Le relazioni, anche quelle più consolidate, hanno però bisogno di “manutenzione”; una relazione lavorativa, poi, che inizi in forma solo virtuale ‒ penso ai tanti giovani che si sono affacciati sul mondo del lavoro in versione full smart working ‒ ha inevitabilmente delle lacune che devono essere colmate e complementate da una conoscenza diretta.
Curare la crescita ed il consolidamento di quelle relazioni è cruciale, pena un inevitabile affievolimento che non solo danneggerebbe la realizzazione personale, ma inciderebbe negativamente anche sulla capacità delle aziende di generare nuovo valore: resterebbe sì la piattaforma, ma sarebbe vuota.
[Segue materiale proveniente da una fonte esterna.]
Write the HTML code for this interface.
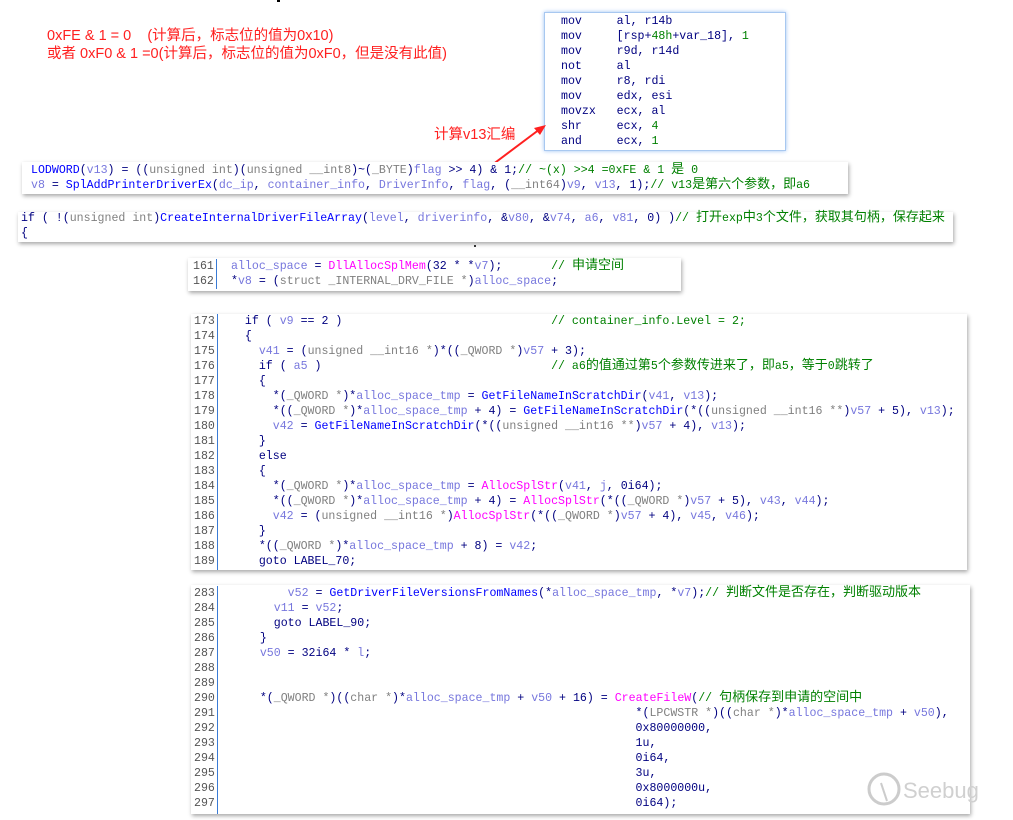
<!DOCTYPE html>
<html><head><meta charset="utf-8"><style>
body{margin:0;width:1013px;height:820px;background:#fff;position:relative;overflow:hidden;font-family:"Liberation Mono","Noto Sans CJK SC",monospace;}
.box{position:absolute;background:#fff;box-shadow:1px 2px 4px rgba(0,0,0,.35);}
pre{margin:0;font-family:"Liberation Mono","Noto Sans CJK SC",monospace;font-size:11.6px;line-height:15px;color:#000080;white-space:pre;}
.v{color:#7777dd}.t{color:#808080}.f{color:#0000ff}.m{color:#ff00ff}.c{color:#008000}.n{color:#008000}
.z{font-size:13px;line-height:14px}
.ln{position:absolute;left:0;top:0;width:26px;border-right:1px solid #3a7bd5;color:#555;text-align:left;padding-left:2px;box-sizing:border-box}
.code{position:absolute;top:0}
.red{position:absolute;color:#ff2020;font-family:"Liberation Sans","Noto Sans CJK SC",sans-serif;font-size:14.5px;line-height:18px;white-space:pre}
</style></head><body>
<div style="position:absolute;left:277px;top:0;width:3px;height:2px;background:#000"></div>
<div class="red" style="left:47px;top:27px">0xFE &amp; 1 = 0    (计算后，标志位的值为0x10)
或者 0xF0 &amp; 1 =0(计算后，标志位的值为0xF0，但是没有此值)</div>
<div class="red" style="left:434px;top:126px">计算v13汇编</div>

<div class="box" style="left:544px;top:12px;width:240px;height:137px;border:1px solid #a8c8f0;box-shadow:0 0 4px #9cc3f5">
<pre style="position:absolute;left:16px;top:1px">mov     al, r14b
mov     [rsp+<span class="n">48h</span>+var_18], <span class="n">1</span>
mov     r9d, r14d
not     al
mov     r8, rdi
mov     edx, esi
movzx   ecx, al
shr     ecx, <span class="n">4</span>
and     ecx, <span class="n">1</span></pre></div>

<svg style="position:absolute;left:0;top:0" width="1013" height="820"><line x1="488" y1="168" x2="540" y2="129" stroke="#ff2020" stroke-width="2"/><polygon points="546,125 534,128 540,135" fill="#ff2020"/></svg>

<div class="box" style="left:22px;top:162px;width:826px;height:32px">
<pre style="position:absolute;left:9px;top:1px"><span class="f">LODWORD</span>(<span class="v">v13</span>) = ((<span class="t">unsigned int</span>)(<span class="t">unsigned __int8</span>)~(<span class="t">_BYTE</span>)<span class="v">flag</span> &gt;&gt; 4) &amp; 1;<span class="c">// ~(x) &gt;&gt;4 =0xFE &amp; 1 <span class="z">是</span> 0</span>
<span class="v">v8</span> = <span class="f">SplAddPrinterDriverEx</span>(<span class="v">dc_ip</span>, <span class="v">container_info</span>, <span class="v">DriverInfo</span>, <span class="v">flag</span>, (<span class="t">__int64</span>)<span class="v">v9</span>, <span class="v">v13</span>, 1);<span class="c">// v13<span class="z">是第六个参数，即</span>a6</span></pre></div>

<div class="box" style="left:18px;top:212px;width:935px;height:30px">
<pre style="position:absolute;left:3px;top:-1px">if ( !(<span class="t">unsigned int</span>)<span class="f">CreateInternalDriverFileArray</span>(<span class="v">level</span>, <span class="v">driverinfo</span>, &amp;<span class="v">v80</span>, &amp;<span class="v">v74</span>, <span class="v">a6</span>, <span class="v">v81</span>, 0) )<span class="c">// <span class="z">打开</span>exp<span class="z">中</span>3<span class="z">个文件，获取其句柄，保存起来</span></span>
{</pre></div>
<div style="position:absolute;left:474px;top:245px;width:2px;height:2px;background:#333"></div>

<div class="box" style="left:188px;top:258px;width:493px;height:33px">
<pre class="ln" style="left:3px;top:1px">161
162</pre>
<pre class="code" style="left:43px;top:1px"><span class="v">alloc_space</span> = <span class="m">DllAllocSplMem</span>(32 * *<span class="v">v7</span>);       <span class="c">// <span class="z">申请空间</span></span>
*<span class="v">v8</span> = (<span class="t">struct _INTERNAL_DRV_FILE *</span>)<span class="v">alloc_space</span>;</pre></div>

<div class="box" style="left:191px;top:314px;width:776px;height:256px">
<pre class="ln" style="left:1px;top:0px;height:256px">173
174
175
176
177
178
179
180
181
182
183
184
185
186
187
188
189</pre>
<pre class="code" style="left:40px;top:0px">  if ( <span class="v">v9</span> == 2 )                              <span class="c">// container_info.Level = 2;</span>
  {
    <span class="v">v41</span> = (<span class="t">unsigned __int16 *</span>)*((<span class="t">_QWORD *</span>)<span class="v">v57</span> + 3);
    if ( <span class="v">a5</span> )                                 <span class="c">// a6<span class="z">的值通过第</span>5<span class="z">个参数传进来了，即</span>a5<span class="z">，等于</span>0<span class="z">跳转了</span></span>
    {
      *(<span class="t">_QWORD *</span>)*<span class="v">alloc_space_tmp</span> = <span class="f">GetFileNameInScratchDir</span>(<span class="v">v41</span>, <span class="v">v13</span>);
      *((<span class="t">_QWORD *</span>)*<span class="v">alloc_space_tmp</span> + 4) = <span class="f">GetFileNameInScratchDir</span>(*((<span class="t">unsigned __int16 **</span>)<span class="v">v57</span> + 5), <span class="v">v13</span>);
      <span class="v">v42</span> = <span class="f">GetFileNameInScratchDir</span>(*((<span class="t">unsigned __int16 **</span>)<span class="v">v57</span> + 4), <span class="v">v13</span>);
    }
    else
    {
      *(<span class="t">_QWORD *</span>)*<span class="v">alloc_space_tmp</span> = <span class="m">AllocSplStr</span>(<span class="v">v41</span>, <span class="v">j</span>, 0i64);
      *((<span class="t">_QWORD *</span>)*<span class="v">alloc_space_tmp</span> + 4) = <span class="m">AllocSplStr</span>(*((<span class="t">_QWORD *</span>)<span class="v">v57</span> + 5), <span class="v">v43</span>, <span class="v">v44</span>);
      <span class="v">v42</span> = (<span class="t">unsigned __int16 *</span>)<span class="m">AllocSplStr</span>(*((<span class="t">_QWORD *</span>)<span class="v">v57</span> + 4), <span class="v">v45</span>, <span class="v">v46</span>);
    }
    *((<span class="t">_QWORD *</span>)*<span class="v">alloc_space_tmp</span> + 8) = <span class="v">v42</span>;
    goto LABEL_70;</pre></div>

<div class="box" style="left:191px;top:585px;width:779px;height:229px">
<pre class="ln" style="left:1px;top:1px;height:228px">283
284
285
286
287
288
289
290
291
292
293
294
295
296
297</pre>
<pre class="code" style="left:41px;top:1px">        <span class="v">v52</span> = <span class="f">GetDriverFileVersionsFromNames</span>(*<span class="v">alloc_space_tmp</span>, *<span class="v">v7</span>);<span class="c">// <span class="z">判断文件是否存在，判断驱动版本</span></span>
      <span class="v">v11</span> = <span class="v">v52</span>;
      goto LABEL_90;
    }
    <span class="v">v50</span> = 32i64 * <span class="v">l</span>;


    *(<span class="t">_QWORD *</span>)((<span class="t">char *</span>)*<span class="v">alloc_space_tmp</span> + <span class="v">v50</span> + 16) = <span class="m">CreateFileW</span>(<span class="c">// <span class="z">句柄保存到申请的空间中</span></span>
                                                          *(<span class="t">LPCWSTR *</span>)((<span class="t">char *</span>)*<span class="v">alloc_space_tmp</span> + <span class="v">v50</span>),
                                                          0x80000000,
                                                          1u,
                                                          0i64,
                                                          3u,
                                                          0x8000000u,
                                                          0i64);</pre>
<svg style="position:absolute;left:676px;top:186px" width="36" height="40"><circle cx="17" cy="18" r="15" fill="none" stroke="#ccc" stroke-width="3"/><line x1="14" y1="12" x2="20" y2="30" stroke="#ccc" stroke-width="2"/></svg>
<div style="position:absolute;left:712px;top:193px;font-family:'Liberation Sans',sans-serif;font-size:22px;color:#d0d0d0">Seebug</div>
</div>
</body></html>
Lavoro a distanza e conciliazione famiglia-lavoro: la tua esperienza di marito e padre in questo nuovo modo di lavorare?
Sotto l’aspetto pratico, abbiamo beneficiato del new way of working: pur essendo il mio un contributo marginale rispetto agli sforzi titanici di mia moglie, la possibilità di portare e riprendere i bambini, o di essere fisicamente presente qualora nasca una criticità domestica, hanno ormai un discreto valore (avendo quattro figli, a volte solo fare “il palo” in casa controllando magari la più piccola che dorme, nel turbinio delle attività quotidiane, è qualcosa su cui non si poteva contare solo fino a tre anni fa!).
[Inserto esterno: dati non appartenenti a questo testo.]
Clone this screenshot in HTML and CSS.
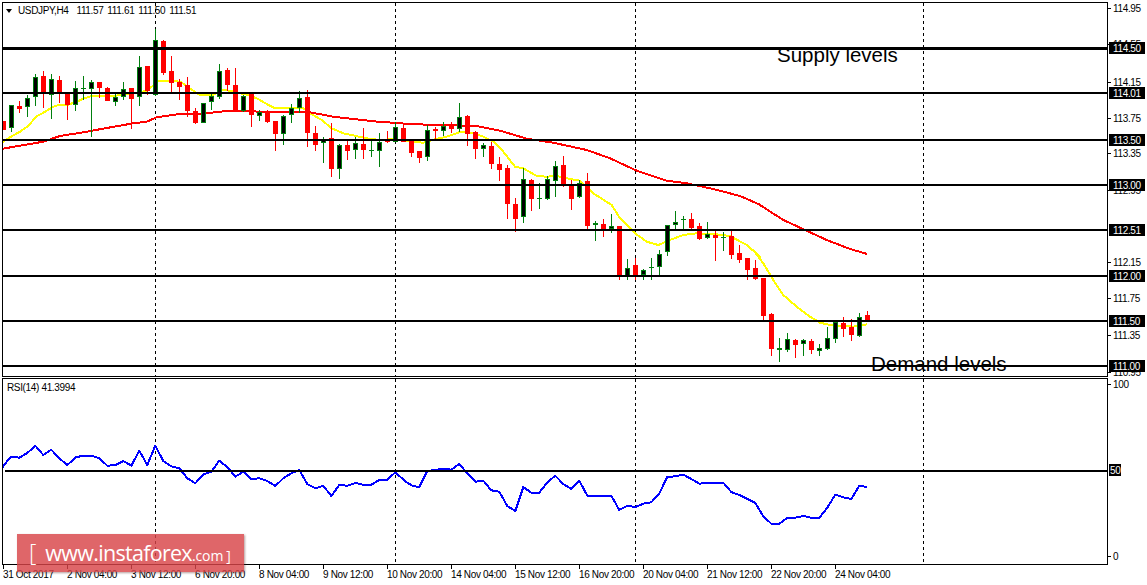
FILE: index.html
```html
<!DOCTYPE html>
<html lang="en">
<head>
<meta charset="utf-8">
<title>USDJPY,H4</title>
<link rel="stylesheet" href="styles.css">
</head>
<body>
<main class="terminal">
  <section class="row price-row">
    <div class="pane">
      <svg id="price-plot" class="plot" viewBox="3 3 1104 373" width="1104" height="373"></svg>
      <div class="legend"><span class="caret"></span><span class="legend-text">USDJPY,H4&nbsp; 111.57 111.61 111.50 111.51</span></div>
      <div class="note note-supply">Supply levels</div>
      <div class="note note-demand">Demand levels</div>
    </div>
    <div class="axis">
      <div class="lbl" style="top:0px">114.95</div>
      <div class="lbl" style="top:36px">114.55</div>
      <div class="lbl" style="top:74px">114.15</div>
      <div class="lbl" style="top:110px">113.75</div>
      <div class="lbl" style="top:145px">113.35</div>
      <div class="lbl" style="top:182px">112.95</div>
      <div class="lbl" style="top:254px">112.15</div>
      <div class="lbl" style="top:290px">111.75</div>
      <div class="lbl" style="top:327px">111.35</div>
      <div class="lbl" style="top:364px">110.95</div>
      <div class="tag" style="top:40px">114.50</div>
      <div class="tag" style="top:85px">114.01</div>
      <div class="tag" style="top:132px">113.50</div>
      <div class="tag" style="top:177px">113.00</div>
      <div class="tag" style="top:222px">112.51</div>
      <div class="tag" style="top:268px">112.00</div>
      <div class="tag" style="top:313px">111.50</div>
      <div class="tag" style="top:358px">111.00</div>
    </div>
  </section>
  <section class="row rsi-row">
    <div class="pane">
      <svg id="rsi-plot" class="plot" viewBox="3 379 1104 185" width="1104" height="185"></svg>
      <div class="legend legend-rsi">RSI(14) 41.3994</div>
    </div>
    <div class="axis">
      <div class="lbl" style="top:0px">100</div>
      <div class="tag tag-small" style="top:86px">50</div>
      <div class="lbl" style="top:172px">0</div>
    </div>
  </section>
  <div class="time-axis">
    <span class="time">31 Oct 2017</span>
    <span class="time">2 Nov 04:00</span>
    <span class="time">3 Nov 12:00</span>
    <span class="time">6 Nov 20:00</span>
    <span class="time">8 Nov 04:00</span>
    <span class="time">9 Nov 12:00</span>
    <span class="time">10 Nov 20:00</span>
    <span class="time">14 Nov 04:00</span>
    <span class="time">15 Nov 12:00</span>
    <span class="time">16 Nov 20:00</span>
    <span class="time">20 Nov 04:00</span>
    <span class="time">21 Nov 12:00</span>
    <span class="time">22 Nov 20:00</span>
    <span class="time">24 Nov 04:00</span>
  </div>
  <div class="brand"><span class="bracket">[</span><span class="www">www.instaforex</span><span class="com">.com</span><span class="bracket-end">]</span></div>
</main>
<script src="chart.js"></script>
</body>
</html>
```
FILE: styles.css
```css
* { box-sizing: border-box; }
html, body { margin: 0; padding: 0; background: #fff; }
.terminal {
  position: relative;
  width: 1147px;
  height: 585px;
  padding: 2px 0 0 2px;
  overflow: hidden;
  display: flex;
  flex-direction: column;
  gap: 1px;
  font-family: "Liberation Sans", Arial, sans-serif;
  font-size: 10px;
  letter-spacing: -0.35px;
  color: #000;
}
.row { display: flex; }
.price-row { height: 375px; }
.rsi-row { height: 187px; }
.pane {
  position: relative;
  width: 1106px;
  flex: none;
  border: 1px solid #000;
}
.plot { display: block; }
.axis { position: relative; flex: 1; }
.lbl, .tag {
  position: absolute;
  left: 0;
  height: 12px;
  line-height: 14px;
  white-space: nowrap;
}
.lbl { padding-left: 5px; }
.lbl::before {
  content: "";
  position: absolute;
  left: 0;
  top: 6px;
  width: 3px;
  height: 1px;
  background: #000;
}
.tag {
  left: 1px;
  width: 36px;
  padding-left: 4px;
  background: #000;
  color: #fff;
}
.tag-small { width: 12px; padding-left: 1px; }
.legend {
  position: absolute;
  left: 3px;
  top: 2px;
  height: 12px;
  line-height: 12px;
  display: flex;
  align-items: center;
  gap: 6px;
  white-space: pre;
}
.legend-text { word-spacing: 1.5px; }
.legend-rsi { left: 4px; top: 3px; }
.caret {
  width: 0;
  height: 0;
  border-left: 3.5px solid transparent;
  border-right: 3.5px solid transparent;
  border-top: 4px solid #000;
}
.note {
  position: absolute;
  font-size: 20.5px;
  letter-spacing: 0;
  line-height: 24px;
  white-space: nowrap;
}
.note-supply { left: 774px; top: 40px; }
.note-demand { left: 868px; top: 349px; }
.time-axis {
  display: flex;
  padding-left: 0;
}
.time {
  position: relative;
  width: 64px;
  flex: none;
  padding: 3px 0 0 1px;
  line-height: 12px;
  white-space: nowrap;
}
.time::before {
  content: "";
  position: absolute;
  left: 1px;
  top: -1px;
  width: 1px;
  height: 4px;
  background: #000;
}
.brand {
  position: absolute;
  left: 17px;
  top: 534px;
  width: 227px;
  height: 38px;
  background: rgba(216, 68, 72, 0.82);
  box-shadow: 1px 1px 2px rgba(90, 40, 40, 0.45);
  color: #fff;
  letter-spacing: 0;
  display: flex;
  align-items: baseline;
  padding: 5px 0 0 12px;
  line-height: 26px;
  font-family: "Open Sans", "Liberation Sans", sans-serif;
}
.bracket { font-size: 23px; margin-right: 9px; font-weight: 300; }
.www { font-size: 21.5px; letter-spacing: -0.7px; }
.com { font-size: 14px; letter-spacing: -0.1px; }
.bracket-end { font-size: 14px; margin-left: 3px; }
```
FILE: chart.js
```js
var NS = "http://www.w3.org/2000/svg";
function el(parent, name, attrs) {
  var n = document.createElementNS(NS, name);
  for (var k in attrs) n.setAttribute(k, attrs[k]);
  parent.appendChild(n);
  return n;
}
function rect(p, x, y, w, h, fill) {
  el(p, "rect", { x: x, y: y, width: w, height: h, fill: fill, "shape-rendering": "crispEdges" });
}
function poly(p, groups, color, width) {
  var pts = [];
  groups.forEach(function (g) {
    for (var i = 0; i < g.d.length; i += 2) {
      pts.push((g.x + g.d[i] / 3).toFixed(1) + "," + (g.y + g.d[i + 1] / 3).toFixed(1));
    }
  });
  el(p, "polyline", { points: pts.join(" "), fill: "none", stroke: color, "stroke-width": width, "stroke-linejoin": "round", "shape-rendering": "crispEdges" });
}

/* candles: high, low, body top, body bottom, 1 = bullish (black/green), 0 = bearish (red) */
var sets = [
  { y: 0, c: [
    [362,390,362,390,0],[316,395,316,385,1],[303,338,318,326,0],[285,352,295,322,1],[222,318,232,292,1],
    [213,323,228,280,0],[222,356,238,284,1],[228,308,240,280,0],[280,360,280,315,0],[243,332,265,316,1],
    [228,300,265,268,1],[240,412,247,268,1],[246,295,246,263,0],[262,302,264,302,0],[275,318,291,305,1],
    [246,300,268,290,1],[264,387,264,296,0],[168,318,202,292,1],[198,285,198,272,0],[87,287,121,286,1],
    [120,225,123,218,0],[168,276,213,248,0],[238,300,245,261,0],[230,352,256,332,0],[325,372,334,368,0],
    [310,370,310,370,1],[280,330,289,307,1],[192,296,214,292,1],[205,272,211,254,0],[205,335,256,332,0],
    [285,335,287,332,1],[280,380,282,344,0],[330,362,335,347,1],[330,368,336,365,0],[363,452,364,401,0],
    [345,434,349,403,1],[312,368,323,346,1],[273,340,295,325,1],[270,440,292,398,0],[378,452,400,434,0],
    [410,488,419,430,1],[370,530,415,506,0],[433,536,434,508,1],[420,480,436,452,0],[410,476,430,451,1],
    [385,476,432,449,0],[420,470,451,453,1],[400,500,425,452,1]
  ]},
  { y: 90, c: [
    [123,160,150,155,0],[95,155,112,155,1],[100,156,114,155,0],[148,200,150,188,0],[183,220,184,203,0],
    [105,212,121,200,1],[110,152,118,122,0],[97,138,107,124,1],[97,130,103,116,0],[40,126,82,118,1],
    [75,167,79,131,0],[124,206,126,176,0],[160,200,165,178,1],[155,236,168,221,0],[200,272,222,239,0],
    [225,386,234,341,0],[324,425,343,386,0],[234,398,268,382,1],[268,362,270,326,0],[280,356,324,328,1],
    [258,330,268,328,1],[212,320,229,272,1],[198,290,226,288,0],[270,360,282,326,0],[270,324,278,322,1],
    [250,418,274,407,0],[393,452,400,404,1],[388,440,403,418,0],[372,428,407,418,1],[408,570,409,556,0],
    [508,570,535,559,1],[505,570,526,558,0],[536,570,539,554,1],[505,570,530,535,1],[480,556,491,532,1],
    [404,497,404,487,1],[364,418,395,406,1],[378,418,388,391,1],[370,418,388,413,0],[398,450,408,446,0],
    [396,446,433,445,1],[418,512,436,443,0],[427,482,442,445,1],[422,507,438,494,0],[465,518,489,510,0],
    [503,570,504,540,0],[510,570,534,568,0]
  ]},
  { y: 190, c: [
    [264,395,264,378,0],[370,497,372,476,0],[444,515,475,480,1],[430,486,448,480,1],[448,503,450,464,0],
    [448,497,451,461,1],[447,491,453,480,0],[462,497,475,482,1],[412,480,445,478,1],[392,458,397,448,1],
    [381,440,400,416,0],[387,452,412,434,0],[370,440,380,437,1],[363,395,375,393,0]
  ]}
];

var guides = [155, 395, 635, 923];
var price = document.getElementById("price-plot");
var rsi = document.getElementById("rsi-plot");

function dashed(p, y1, y2) {
  guides.forEach(function (x) {
    el(p, "line", { x1: x + 0.5, x2: x + 0.5, y1: y1, y2: y2, stroke: "#000", "stroke-dasharray": "3 3", "shape-rendering": "crispEdges" });
  });
}
dashed(price, 3, 376);
dashed(rsi, 379, 564);

poly(price, [
  { x: 0, y: 0, d: [8,426,30,412,60,395,85,378,108,350,130,338,160,320,180,314,205,314,230,305,250,296,275,288,300,288,345,287,390,282,440,272,455,260,475,242,510,242,540,245,560,258,590,280,600,284,640,284,665,270,690,272,720,280,745,285,770,295,800,312,825,325,880,325,910,325,930,340,965,360,995,385,1030,400,1100,415] },
  { x: 380, y: 90, d: [0,150,40,147,70,150,100,155,130,158,165,148,200,140,240,126,280,130,310,140,340,155,370,185,405,230,430,235,470,258,500,260,530,258,560,265,600,272,640,310,695,345,720,385,765,430,800,455,835,465,870,450,910,435,950,430,1000,432,1050,438,1100,465,1140,500] },
  { x: 740, y: 190, d: [40,180,70,220,100,270,130,315,170,350,210,380,240,398,270,405,340,410,382,403] }
], "#ffff00", 2);
poly(price, [
  { x: 0, y: 0, d: [8,446,60,437,130,425,180,408,250,397,320,384,400,370,440,365,470,352,540,342,600,342,680,333,800,335,920,335,1000,350,1140,366] },
  { x: 380, y: 90, d: [0,95,100,103,200,105,290,108,360,122,440,146,520,158,620,180,690,205,770,242,860,272,920,280,1000,297,1080,318,1140,344] },
  { x: 740, y: 190, d: [60,45,130,90,200,122,260,150,330,177,382,192] }
], "#ff0000", 2);

var i = 0;
sets.forEach(function (s) {
  s.c.forEach(function (c) {
    var cx = 3 + 8 * i;
    var hi = Math.round(s.y + c[0] / 3), lo = Math.round(s.y + c[1] / 3);
    var top = Math.round(s.y + c[2] / 3), bot = Math.round(s.y + c[3] / 3);
    if (bot <= top) bot = top + 1;
    var col = c[4] ? "#007f0e" : "#ff0000";
    rect(price, cx, hi, 1, lo - hi, col);
    rect(price, cx - 2, top, 5, bot - top, col);
    if (c[4] && bot - top > 2) rect(price, cx - 1, top + 1, 3, bot - top - 2, "#000");
    i++;
  });
});

[[47,3],[92,2],[139,2],[184,2],[229,2],[275,2],[320,2],[365,2]].forEach(function (h) {
  rect(price, 3, h[0], 1104, h[1], "#000");
});

poly(rsi, [
  { x: 0, y: 375, d: [8,276,32,245,58,248,82,234,106,212,130,240,154,224,178,250,202,270,230,245,274,242,298,250,322,272,346,270,370,258,394,272,418,227,442,270,466,212,490,258,514,274,538,280,562,310,586,325,610,298,634,290,658,257,682,276,706,305,730,290,754,312,778,310,802,318,826,333,850,310,874,295,898,285,922,327,946,340,970,332,994,363,1018,330,1042,332,1066,324,1090,329,1114,329,1138,315,1162,314,1186,292] },
  { x: 400, y: 375, d: [-2,303,20,322,38,333,58,336,82,288,118,283,130,281,154,284,178,266,202,296,226,320,250,317,274,346,298,350,322,393,346,408,370,336,394,353,418,353,442,322,466,302,490,327,514,342,538,317,562,362,634,362,658,405,682,392,706,396,730,386,754,382,778,355,802,306,826,304,850,299,874,312,898,326,922,323,970,323,994,351,1018,360,1042,372,1066,384,1090,424,1114,446,1138,446,1162,428,1186,428,1210,423,1234,428,1258,428,1282,398,1306,359,1330,367,1354,372,1378,332,1402,336] }
], "#0000ff", 2);
rect(rsi, 5, 470, 1102, 2, "#000");
```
Aumentano inoltre i piccoli momenti ‒ come quelli prima di iniziare la giornata lavorativa, o la pausa pranzo ‒ che per anni erano di fatto preclusi alle relazioni famigliari e che ora diventano occasioni di nutrimento della vita affettiva. I bambini poi, con la loro incontenibile e rumorosa necessità di attenzione, invadono spesso lo spazio del lavoro da casa: sono “disconnessioni” che mi aiutano a relativizzare e decontestualizzare la realtà lavorativa; chissà che questo non aiuti anche a trarne una lettura più lucida.